■ SUPPLIED MATERIAL ■
━━━━━━

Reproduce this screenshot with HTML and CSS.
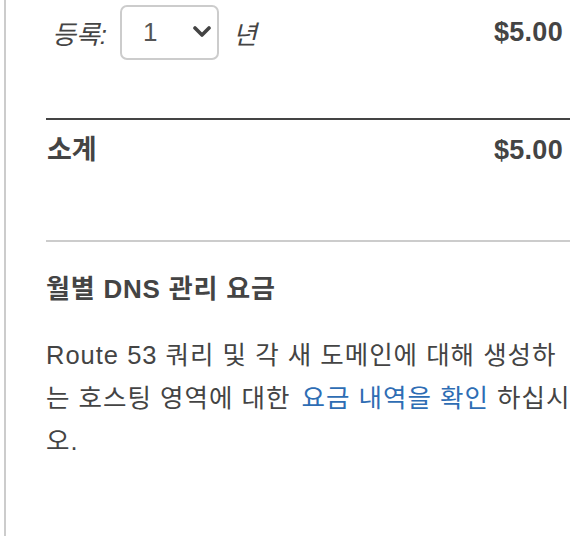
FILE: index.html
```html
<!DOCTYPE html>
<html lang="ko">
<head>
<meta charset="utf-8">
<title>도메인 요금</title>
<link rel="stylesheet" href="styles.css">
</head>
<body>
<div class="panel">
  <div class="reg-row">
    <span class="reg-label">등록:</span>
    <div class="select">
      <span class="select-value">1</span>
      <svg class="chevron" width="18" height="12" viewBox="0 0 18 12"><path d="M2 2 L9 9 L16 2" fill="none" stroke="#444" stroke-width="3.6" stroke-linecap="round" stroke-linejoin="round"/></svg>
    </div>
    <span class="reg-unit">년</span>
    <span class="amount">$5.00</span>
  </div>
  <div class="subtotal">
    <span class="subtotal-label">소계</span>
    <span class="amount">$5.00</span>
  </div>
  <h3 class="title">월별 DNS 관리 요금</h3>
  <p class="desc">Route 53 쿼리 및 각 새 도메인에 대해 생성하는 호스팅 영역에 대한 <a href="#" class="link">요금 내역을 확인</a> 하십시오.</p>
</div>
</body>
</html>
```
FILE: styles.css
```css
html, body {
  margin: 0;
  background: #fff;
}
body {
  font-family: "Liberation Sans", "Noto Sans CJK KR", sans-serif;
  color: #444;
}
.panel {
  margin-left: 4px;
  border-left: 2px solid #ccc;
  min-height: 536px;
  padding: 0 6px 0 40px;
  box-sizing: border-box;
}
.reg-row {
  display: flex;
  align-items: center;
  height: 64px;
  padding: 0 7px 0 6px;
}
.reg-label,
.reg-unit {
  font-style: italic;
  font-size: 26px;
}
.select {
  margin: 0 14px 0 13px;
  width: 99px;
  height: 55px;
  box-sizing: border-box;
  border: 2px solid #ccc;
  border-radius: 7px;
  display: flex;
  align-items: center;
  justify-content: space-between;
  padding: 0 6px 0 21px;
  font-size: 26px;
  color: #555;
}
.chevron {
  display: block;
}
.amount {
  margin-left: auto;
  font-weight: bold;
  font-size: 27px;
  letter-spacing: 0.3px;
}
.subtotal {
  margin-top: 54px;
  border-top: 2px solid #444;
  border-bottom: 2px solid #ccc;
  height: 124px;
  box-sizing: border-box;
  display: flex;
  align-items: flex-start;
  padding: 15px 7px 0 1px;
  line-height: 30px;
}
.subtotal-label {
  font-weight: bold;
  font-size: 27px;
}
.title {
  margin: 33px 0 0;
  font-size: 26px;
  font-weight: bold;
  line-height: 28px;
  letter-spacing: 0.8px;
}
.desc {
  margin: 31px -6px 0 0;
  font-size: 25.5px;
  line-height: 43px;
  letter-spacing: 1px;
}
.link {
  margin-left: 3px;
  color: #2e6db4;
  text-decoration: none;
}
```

━━━━━━

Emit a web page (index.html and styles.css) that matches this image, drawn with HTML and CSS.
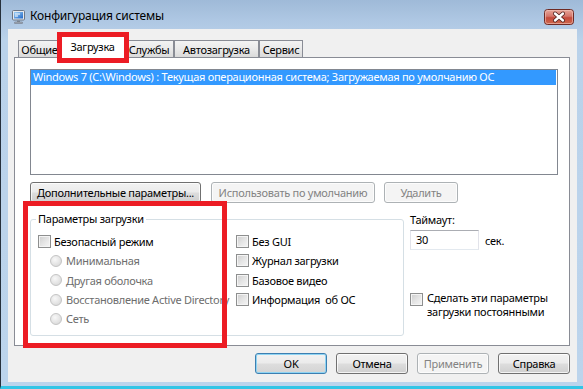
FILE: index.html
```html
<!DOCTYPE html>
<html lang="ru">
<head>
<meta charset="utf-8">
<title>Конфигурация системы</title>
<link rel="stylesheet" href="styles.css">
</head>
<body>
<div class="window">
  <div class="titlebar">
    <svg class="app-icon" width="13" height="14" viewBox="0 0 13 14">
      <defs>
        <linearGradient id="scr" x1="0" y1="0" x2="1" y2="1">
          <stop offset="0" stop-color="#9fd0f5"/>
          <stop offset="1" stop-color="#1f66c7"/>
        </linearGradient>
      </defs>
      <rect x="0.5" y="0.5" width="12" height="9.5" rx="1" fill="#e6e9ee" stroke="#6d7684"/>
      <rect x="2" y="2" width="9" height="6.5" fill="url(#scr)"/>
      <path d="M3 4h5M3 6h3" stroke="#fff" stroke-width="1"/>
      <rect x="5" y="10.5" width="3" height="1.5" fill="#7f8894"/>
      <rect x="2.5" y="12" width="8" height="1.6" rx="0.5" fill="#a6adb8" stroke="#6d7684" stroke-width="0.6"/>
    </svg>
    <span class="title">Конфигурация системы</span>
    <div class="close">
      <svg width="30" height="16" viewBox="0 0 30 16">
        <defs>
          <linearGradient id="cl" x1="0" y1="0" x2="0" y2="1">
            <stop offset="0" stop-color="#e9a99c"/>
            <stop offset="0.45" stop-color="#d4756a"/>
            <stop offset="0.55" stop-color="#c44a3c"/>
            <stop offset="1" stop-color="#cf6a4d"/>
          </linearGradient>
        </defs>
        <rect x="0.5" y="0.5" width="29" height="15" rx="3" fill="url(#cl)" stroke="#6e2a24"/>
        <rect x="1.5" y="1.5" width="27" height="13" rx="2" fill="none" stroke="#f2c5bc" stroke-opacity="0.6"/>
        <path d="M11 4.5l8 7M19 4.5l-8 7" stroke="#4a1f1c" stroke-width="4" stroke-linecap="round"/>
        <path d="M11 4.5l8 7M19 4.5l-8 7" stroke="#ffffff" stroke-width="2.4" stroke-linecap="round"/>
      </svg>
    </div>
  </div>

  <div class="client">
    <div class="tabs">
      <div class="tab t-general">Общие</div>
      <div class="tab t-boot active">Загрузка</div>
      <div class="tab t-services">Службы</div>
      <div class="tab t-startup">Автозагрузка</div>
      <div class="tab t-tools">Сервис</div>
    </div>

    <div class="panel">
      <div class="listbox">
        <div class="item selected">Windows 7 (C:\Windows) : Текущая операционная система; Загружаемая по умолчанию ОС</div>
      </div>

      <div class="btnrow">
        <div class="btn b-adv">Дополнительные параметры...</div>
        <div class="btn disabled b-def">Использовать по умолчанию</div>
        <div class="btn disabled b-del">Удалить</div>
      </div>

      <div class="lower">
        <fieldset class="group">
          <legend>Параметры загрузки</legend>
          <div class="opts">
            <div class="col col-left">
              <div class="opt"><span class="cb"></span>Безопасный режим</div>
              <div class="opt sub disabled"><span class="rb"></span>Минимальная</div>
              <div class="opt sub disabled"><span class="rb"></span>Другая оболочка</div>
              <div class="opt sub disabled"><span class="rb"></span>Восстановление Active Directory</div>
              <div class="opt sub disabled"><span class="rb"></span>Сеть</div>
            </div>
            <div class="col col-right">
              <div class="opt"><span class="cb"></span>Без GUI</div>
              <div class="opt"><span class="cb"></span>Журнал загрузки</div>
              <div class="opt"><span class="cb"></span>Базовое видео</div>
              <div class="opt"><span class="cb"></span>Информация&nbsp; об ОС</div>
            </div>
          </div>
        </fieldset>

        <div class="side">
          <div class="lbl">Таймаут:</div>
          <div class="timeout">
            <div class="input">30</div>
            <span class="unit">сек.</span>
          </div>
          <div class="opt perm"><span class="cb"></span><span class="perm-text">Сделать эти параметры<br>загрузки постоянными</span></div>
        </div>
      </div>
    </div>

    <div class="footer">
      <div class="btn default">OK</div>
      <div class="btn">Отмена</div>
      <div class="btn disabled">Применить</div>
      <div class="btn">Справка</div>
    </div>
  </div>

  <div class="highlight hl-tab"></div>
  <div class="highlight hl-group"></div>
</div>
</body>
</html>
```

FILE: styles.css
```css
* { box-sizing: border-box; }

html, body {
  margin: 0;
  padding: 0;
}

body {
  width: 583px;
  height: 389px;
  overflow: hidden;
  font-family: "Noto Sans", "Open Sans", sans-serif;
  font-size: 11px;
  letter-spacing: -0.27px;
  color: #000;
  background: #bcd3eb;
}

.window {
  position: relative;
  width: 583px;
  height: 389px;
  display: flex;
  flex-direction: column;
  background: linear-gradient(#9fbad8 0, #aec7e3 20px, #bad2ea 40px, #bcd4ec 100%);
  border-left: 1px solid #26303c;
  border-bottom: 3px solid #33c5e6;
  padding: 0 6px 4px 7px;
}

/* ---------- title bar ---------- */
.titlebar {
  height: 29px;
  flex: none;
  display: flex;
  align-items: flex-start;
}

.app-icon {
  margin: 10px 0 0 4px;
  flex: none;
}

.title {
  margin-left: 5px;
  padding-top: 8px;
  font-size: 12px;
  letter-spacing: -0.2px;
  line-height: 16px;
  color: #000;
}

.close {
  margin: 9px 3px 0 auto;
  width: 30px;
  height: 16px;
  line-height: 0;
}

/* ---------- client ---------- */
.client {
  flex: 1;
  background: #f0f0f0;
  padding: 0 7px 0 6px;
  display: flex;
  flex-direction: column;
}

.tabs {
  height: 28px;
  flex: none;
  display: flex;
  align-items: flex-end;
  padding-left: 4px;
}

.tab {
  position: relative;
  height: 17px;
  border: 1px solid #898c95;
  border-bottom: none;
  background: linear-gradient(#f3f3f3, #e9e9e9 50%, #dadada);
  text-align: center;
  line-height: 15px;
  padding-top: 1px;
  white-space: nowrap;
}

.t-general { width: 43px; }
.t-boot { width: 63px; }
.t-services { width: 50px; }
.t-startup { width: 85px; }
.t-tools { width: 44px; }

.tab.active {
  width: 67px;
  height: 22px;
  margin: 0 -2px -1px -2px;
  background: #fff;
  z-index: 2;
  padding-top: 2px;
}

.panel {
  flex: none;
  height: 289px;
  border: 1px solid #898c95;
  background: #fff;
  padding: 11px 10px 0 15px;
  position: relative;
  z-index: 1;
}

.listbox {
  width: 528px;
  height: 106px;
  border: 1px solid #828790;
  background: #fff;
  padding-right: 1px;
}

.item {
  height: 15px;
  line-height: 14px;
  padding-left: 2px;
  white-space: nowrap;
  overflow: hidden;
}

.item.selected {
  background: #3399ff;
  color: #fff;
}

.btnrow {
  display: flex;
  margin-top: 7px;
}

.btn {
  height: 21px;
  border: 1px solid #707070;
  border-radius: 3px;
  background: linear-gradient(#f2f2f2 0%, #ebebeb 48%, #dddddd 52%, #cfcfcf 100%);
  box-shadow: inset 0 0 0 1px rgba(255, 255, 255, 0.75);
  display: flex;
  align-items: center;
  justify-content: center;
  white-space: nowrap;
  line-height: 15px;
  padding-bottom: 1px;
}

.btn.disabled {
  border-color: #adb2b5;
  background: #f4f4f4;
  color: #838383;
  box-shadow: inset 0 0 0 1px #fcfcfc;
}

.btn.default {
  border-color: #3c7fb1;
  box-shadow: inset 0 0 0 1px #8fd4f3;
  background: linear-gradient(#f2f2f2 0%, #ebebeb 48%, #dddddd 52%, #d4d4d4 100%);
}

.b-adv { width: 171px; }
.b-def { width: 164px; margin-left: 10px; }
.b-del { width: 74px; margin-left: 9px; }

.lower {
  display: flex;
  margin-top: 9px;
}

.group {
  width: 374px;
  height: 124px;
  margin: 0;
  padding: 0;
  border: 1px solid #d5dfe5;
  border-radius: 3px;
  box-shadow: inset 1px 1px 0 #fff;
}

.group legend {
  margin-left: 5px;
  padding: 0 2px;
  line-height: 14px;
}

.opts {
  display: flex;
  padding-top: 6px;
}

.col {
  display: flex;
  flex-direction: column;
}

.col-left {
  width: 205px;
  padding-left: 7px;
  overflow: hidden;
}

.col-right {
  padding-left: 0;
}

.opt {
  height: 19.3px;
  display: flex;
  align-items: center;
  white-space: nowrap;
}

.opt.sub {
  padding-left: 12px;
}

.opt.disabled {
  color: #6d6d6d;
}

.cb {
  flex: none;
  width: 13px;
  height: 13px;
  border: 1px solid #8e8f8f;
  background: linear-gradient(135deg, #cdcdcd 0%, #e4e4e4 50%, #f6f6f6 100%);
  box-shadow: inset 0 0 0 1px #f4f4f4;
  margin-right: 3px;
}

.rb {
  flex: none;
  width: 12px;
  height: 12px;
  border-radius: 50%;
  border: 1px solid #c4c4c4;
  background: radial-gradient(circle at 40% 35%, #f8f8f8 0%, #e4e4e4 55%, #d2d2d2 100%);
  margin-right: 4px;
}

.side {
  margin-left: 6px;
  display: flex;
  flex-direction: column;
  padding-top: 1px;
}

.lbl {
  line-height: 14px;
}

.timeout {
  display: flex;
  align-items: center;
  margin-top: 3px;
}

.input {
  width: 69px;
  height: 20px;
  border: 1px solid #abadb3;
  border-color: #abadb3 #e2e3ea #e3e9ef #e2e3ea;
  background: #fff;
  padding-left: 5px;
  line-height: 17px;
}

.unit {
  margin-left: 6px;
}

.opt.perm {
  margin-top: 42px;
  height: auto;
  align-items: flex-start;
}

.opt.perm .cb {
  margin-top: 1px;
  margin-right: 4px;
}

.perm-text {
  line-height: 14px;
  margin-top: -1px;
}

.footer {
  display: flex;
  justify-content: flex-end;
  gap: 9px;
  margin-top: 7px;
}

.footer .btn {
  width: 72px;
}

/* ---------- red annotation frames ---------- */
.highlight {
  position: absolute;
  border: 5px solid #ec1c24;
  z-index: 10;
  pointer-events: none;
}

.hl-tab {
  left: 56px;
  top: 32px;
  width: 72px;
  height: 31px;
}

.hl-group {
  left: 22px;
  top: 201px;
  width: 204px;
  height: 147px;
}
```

━━━━━━

■ INSTRUCTION ■
Report how many lines of the listing above include the word "this". Say nothing but the number.

■ EXPECTED ANSWER ■
2